Cannoli
Cannoli Shells
Makes about 18
3 cups flour
1/4 cup sugar
1 teaspoon cinnamon
1/4 teaspoon salt
3 tablespoons shortening
2 eggs, well beaten
2 tablespoons white vinegar
2 tablespoons cold water
1 egg white, slightly beaten
Vegetable oil for deep frying
Sift together flour, sugar, cinnamon, and salt.
Cut shortening in with a pastry blender until the pieces are the size of small peas.
Stir in eggs. Blend in the vinegar and cold water.
Turn dough onto a lightly floured surface and knead until smooth and elastic, about 5 minutes.
Add additional flour, if needed, to get a smooth dough.
Wrap in plastic wrap and refrigerate 30 minutes.
Set out 6 aluminum cannoli tubes.
Heat oil in a deep saucepan to 360 degrees F.
Cut an oval shaped pattern from cardboard about 6x4-inches.
Roll chilled dough on a lightly floured surface to 1/8-inch thickness.
Place the cardboard pattern on dough and cut out as many as will fit on the dough.
Wrap dough loosely around tubes slightly overlapping opposite ends.
Seal ends by brushing with egg white and pressing together.
Fry only as many shells as will float un-crowded in the hot oil.
Fry until light golden brown, 3-4 minutes.

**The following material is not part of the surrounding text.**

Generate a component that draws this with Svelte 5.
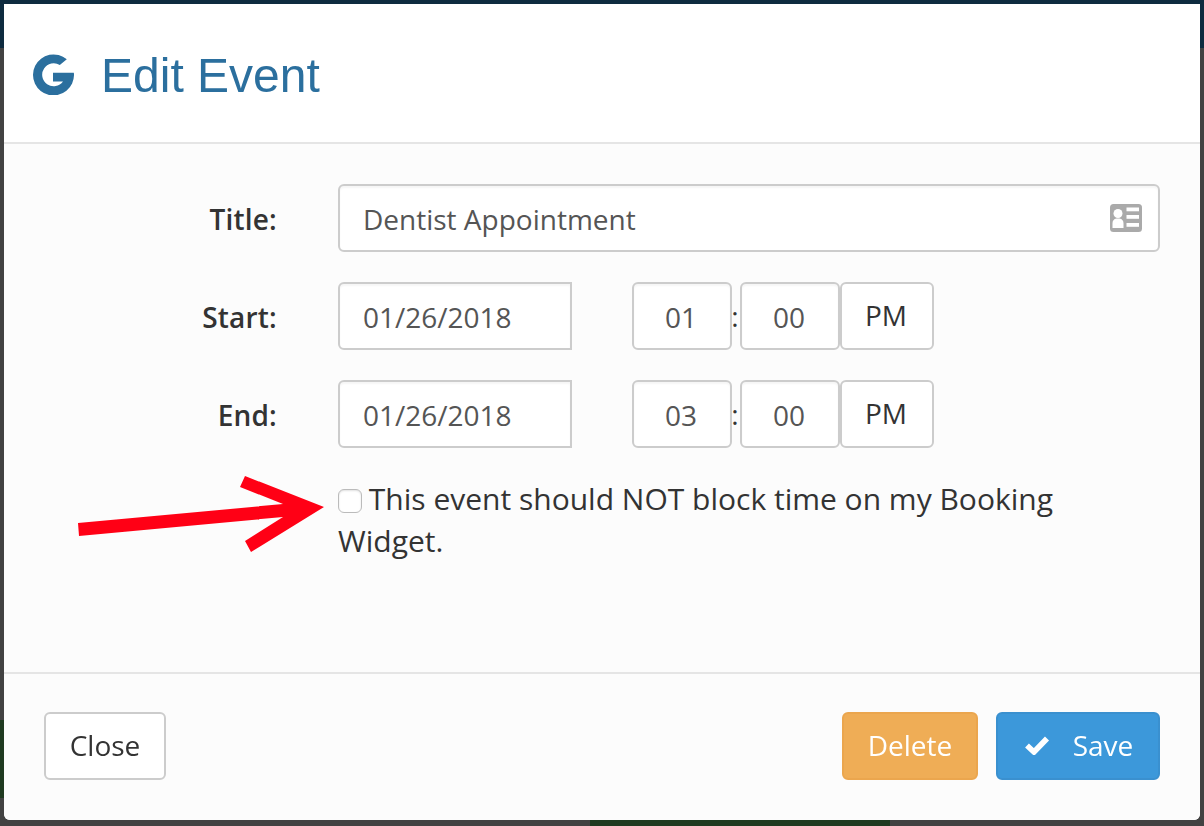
<script>
  let title = $state('Dentist Appointment');
  let notBlocking = $state(false);
  let rows = $state([
    { label: 'Start:', date: '01/26/2018', hour: '01', minute: '00', period: 'PM' },
    { label: 'End:', date: '01/26/2018', hour: '03', minute: '00', period: 'PM' }
  ]);
</script>

<div class="backdrop">
  <div class="nav"></div>
  <div class="green-left"></div>
  <div class="green-bottom"></div>
</div>

<div class="page">
  <div class="modal">
    <header>
      <svg class="logo" viewBox="0 0 41 41" aria-hidden="true">
        <path d="M33.8 5.3 A20.5 20.5 0 1 0 41 20.5 Q41 19.5 40.8 18.7 H20 V27.5 H30 A11.5 11.5 0 1 1 26.8 11 Z" fill="#2b6f9e" />
      </svg>
      <h1>Edit Event</h1>
    </header>

    <section class="body">
      <div class="row">
        <label class="name" for="title">Title:</label>
        <div class="title-field">
          <input id="title" class="field wide" bind:value={title} />
          <svg class="card" viewBox="0 0 32 28" aria-hidden="true">
            <rect width="32" height="28" rx="3.5" fill="#aaa" />
            <circle cx="8" cy="9.5" r="4.5" fill="#fff" />
            <path d="M2.5 24 v-4.5 a5 5 0 0 1 4 -5 h3 a5 5 0 0 1 4 5 v4.5 z" fill="#fff" />
            <rect x="16.5" y="3.5" width="12.5" height="3.8" fill="#fff" />
            <rect x="16.5" y="11" width="12.5" height="3.8" fill="#fff" />
            <rect x="16.5" y="19" width="12.5" height="3.8" fill="#fff" />
          </svg>
        </div>
      </div>

      {#each rows as row}
        <div class="row">
          <span class="name">{row.label}</span>
          <input class="field date" bind:value={row.date} />
          <div class="time">
            <input class="field num" bind:value={row.hour} />
            <span class="colon">:</span>
            <input class="field num" bind:value={row.minute} />
            <button class="period">{row.period}</button>
          </div>
        </div>
      {/each}

      <div class="row check-row">
        <span class="spacer"></span>
        <label class="check">
          <input type="checkbox" bind:checked={notBlocking} />
          This event should NOT block time on my Booking Widget.
        </label>
      </div>

      <svg class="arrow" viewBox="0 0 260 90" aria-hidden="true">
        <polygon points="2,49 207,30 164,13 169,2 248,33 175,78 169,67 207,43 3,62" fill="#ff0015" />
      </svg>
    </section>

    <footer>
      <button class="btn close">Close</button>
      <div class="actions">
        <button class="btn delete">Delete</button>
        <button class="btn save">
          <svg viewBox="0 0 26 20" aria-hidden="true">
            <path d="M3 10.5 L10 17 L23 3.5" fill="none" stroke="#fff" stroke-width="5.6" />
          </svg>
          Save
        </button>
      </div>
    </footer>
  </div>
</div>

<style>
  :global(body) {
    background: #424242;
    font-family: "Open Sans", sans-serif;
  }

  .backdrop {
    position: fixed;
    inset: 0;
  }

  .nav {
    height: 48px;
    background: #0e2b3f;
  }

  .green-left {
    position: absolute;
    left: 0;
    top: 720px;
    width: 4px;
    height: 78px;
    background: #1f3a20;
  }

  .green-bottom {
    position: absolute;
    left: 590px;
    bottom: 0;
    width: 300px;
    height: 6px;
    background: #1f3a20;
  }

  .page {
    position: relative;
    padding: 4px;
    width: 1196px;
  }

  .modal {
    background: #fff;
    border-radius: 0 0 6px 6px;
    height: 816px;
    display: flex;
    flex-direction: column;
  }

  header {
    flex: none;
    height: 138px;
    box-sizing: content-box;
    border-bottom: 2px solid #e5e5e5;
    display: flex;
    align-items: center;
    gap: 27px;
    padding-left: 29px;
  }

  .logo {
    width: 41px;
    height: 41px;
    margin-top: 3px;
  }

  h1 {
    margin: 0;
    font: 400 48px/1 "Liberation Sans", Arial, sans-serif;
    color: #2b6f9e;
    padding-top: 5px;
  }

  .body {
    position: relative;
    flex: none;
    height: 530px;
    box-sizing: border-box;
    background: #fcfcfc;
    padding-top: 40px;
    border-bottom: 2px solid #e5e5e5;
    display: flex;
    flex-direction: column;
    gap: 30px;
  }

  .row {
    display: flex;
    align-items: center;
    gap: 61px;
    padding-right: 40px;
  }

  .name,
  .spacer {
    width: 273px;
    flex: none;
    text-align: right;
    font-size: 28px;
    font-weight: 600;
    letter-spacing: 0.2px;
    color: #333;
    padding-top: 2px;
  }

  .field {
    box-sizing: border-box;
    height: 68px;
    border: 2px solid #ccc;
    border-radius: 6px;
    background: #fff;
    color: #555;
    font: 400 28px "Open Sans", sans-serif;
    padding: 2px 23px 0;
    box-shadow: inset 0 2px 2px rgba(0, 0, 0, 0.04);
    outline: none;
  }

  .title-field {
    position: relative;
    flex: 1;
    display: flex;
  }

  .wide {
    flex: 1;
    min-width: 0;
  }

  .card {
    position: absolute;
    right: 18px;
    top: 20px;
    width: 32px;
    height: 28px;
  }

  .date {
    width: 234px;
    border-radius: 6px 0 0 6px;
  }

  .time {
    display: flex;
    align-items: center;
    margin-left: -1px;
  }

  .num {
    width: 100px;
    text-align: center;
    padding: 2px 2px 0 0;
  }

  .colon {
    width: 8px;
    text-align: center;
    font-size: 28px;
    color: #333;
    line-height: 1;
    margin-left: -1px;
    margin-right: 1px;
  }

  .period {
    box-sizing: border-box;
    width: 94px;
    height: 68px;
    border: 2px solid #ccc;
    border-radius: 6px;
    background: #fff;
    color: #333;
    font: 400 28px "Open Sans", sans-serif;
    padding: 0 2px 2px 0;
  }

  .check-row {
    align-items: flex-start;
  }

  .check {
    flex: 1;
    font-size: 30px;
    line-height: 42px;
    color: #333;
  }

  .check input {
    appearance: none;
    box-sizing: border-box;
    width: 24px;
    height: 24px;
    margin: 0 -1px 0 0;
    border: 1.5px solid #bbb;
    border-radius: 6px;
    background: #fff;
    box-shadow: inset 0 1px 2px rgba(0, 0, 0, 0.12);
    vertical-align: -3px;
  }

  .arrow {
    position: absolute;
    left: 72px;
    top: 330px;
    width: 260px;
    height: 90px;
  }

  footer {
    flex: 1;
    background: #fcfcfc;
    border-radius: 0 0 6px 6px;
    display: flex;
    justify-content: space-between;
    padding: 38px 40px 0;
  }

  .actions {
    display: flex;
    gap: 18px;
  }

  .btn {
    box-sizing: border-box;
    height: 68px;
    border: 2px solid #ccc;
    border-radius: 6px;
    background: #fff;
    color: #333;
    font: 400 28px "Open Sans", sans-serif;
    width: 122px;
    padding: 0 0 2px;
  }

  .delete {
    width: 136px;
    background: #efad56;
    border-color: #eba64e;
    color: #fff;
    padding: 0 0 2px;
  }

  .save {
    width: 164px;
    background: #3c98da;
    border-color: #3a90cf;
    color: #fff;
    display: flex;
    align-items: center;
    justify-content: center;
    gap: 23px;
    padding-left: 1px;
  }

  .save svg {
    width: 26px;
    height: 20px;
  }
</style>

Remove cannoli shells to paper towels to drain.
Cool slightly and remove the tubes. Cool shells completely.
Continue forming and frying cannoli shells.
Using a pastry bag or a small spoon, fill the shells with the filling from both ends.
Do not fill the shells until up to an hour before serving, as the filling will make the shells soggy. Sprinkle ends with reserved chopped pistachio nuts and dust with confectioner’s sugar.
Use Italian pastry cream for filling.
Italian Pastry Cream Filling
2 cups milk
1/2 cup sugar, divided
6 large egg yolks
Pinch salt
1/3 cup flour
2 teaspoon vanilla extract
1/2 teaspoon cinnamon
In a saucepan, bring the milk to a boil with 1/4 cup of sugar. Whisk the egg yolks in a bowl with the salt and remaining sugar. Sift the flour over the egg mixture and whisk it in until smooth. When the milk boils, slowly whisk one-third of it into the egg mixture. Then slowly add the egg mixture to the milk in the saucepan. You must follow these steps to gradually raise the temperature of the eggs. If you add them all at once to the hot milk they will curdle. Return the saucepan to a medium heat and again bring to a boil, whisking continually. The mixture should begin to thicken. Allow it to boil for another minute. Remove from heat. Whisk in the vanilla and cinnamon Transfer the pastry cream to a bowl.
Press plastic wrap against the surface. Refrigerate until very cold, about 2 hours.
Pastry Cream Variations
Orange: Add the grated zest of one orange to the cold milk and sugar.
Lemon: Add the grated zest of one lemon to the cold milk and sugar.
Chocolate: Add 4 ounces of chopped semisweet chocolate to the hot pastry cream as it comes off the heat. Stir in and allow to sit for 2 minutes, then whisk it in until smooth.
Coffee: Add 2 tablespoons instant espresso powder to the cold milk and sugar.
Rum: Add 2 tablespoons rum or your favorite liqueur to the hot pastry cream as it comes off the heat.